Staff Judge Advocate Major General David Bligh, he added, asked Trump for authorization to use “any means necessary” to expose the truth.

“You’re telling me this guy sold out our nukes to the communists? Do what you have to do. Just get the truth,” POTUS told Gen. Bligh.

At 11:00 p.m. Monday, four JAG agents in a nondescript tan van arrived at Chu’s home with search and arrest warrants. Chu, unwilling to open his front door, cracked open a window and told JAG that Obama had granted him absolute immunity against prosecution for any crimes he may or may not have committed while employed by the United States government.

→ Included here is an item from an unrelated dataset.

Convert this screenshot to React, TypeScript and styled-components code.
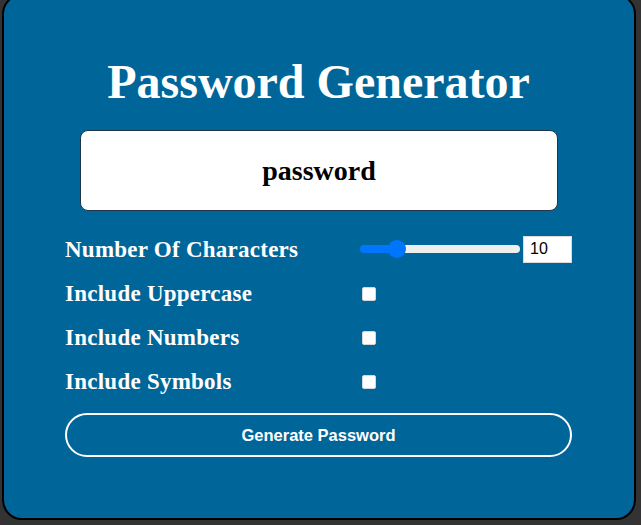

“Innocent people don’t need immunity. Come out, or we’re coming in,” the lead JAG agent told him.

“You leave. I call a lawyer,” Chu retorted.

Chu had raised the window just high enough to poke his head through, and when he did, two agents grabbed him by the neck and shoulders and yanked him outside and onto the pavement. Once subdued and zip-tied, Chu was thrown into the van’s rear and must have noticed the six five-gallon plastic water bottles beside him.

“Come clean, you Chink bastard, your loyalty has always been to China, hasn’t it? We know what you did?” one of the JAG agents said, as another slipped a porous sack over his head.

“This America. You can’t do this,” Chu screamed.

“We can do whatever we want to enemy combatants,” an agent said, while his partner hoisted a water bottle and began soaking the permeable mask covering Chu’s head.

“Stop, stop!” Chu protested, his head thrashing wildly from side to side. “I tell whatever you want to know.”

He had no stomach for torture. He admitted to selling secrets. The diamonds, he confessed, were still in a safety deposit box at a Virginia bank. It was to be his offspring’s inheritance, he told the agents.

“We recovered the diamonds—proof of guilt. Anyone who says torture’s an unreliable method of obtaining info doesn’t know what they’re talking about. Chu will have a military tribunal at GITMO,” our source said.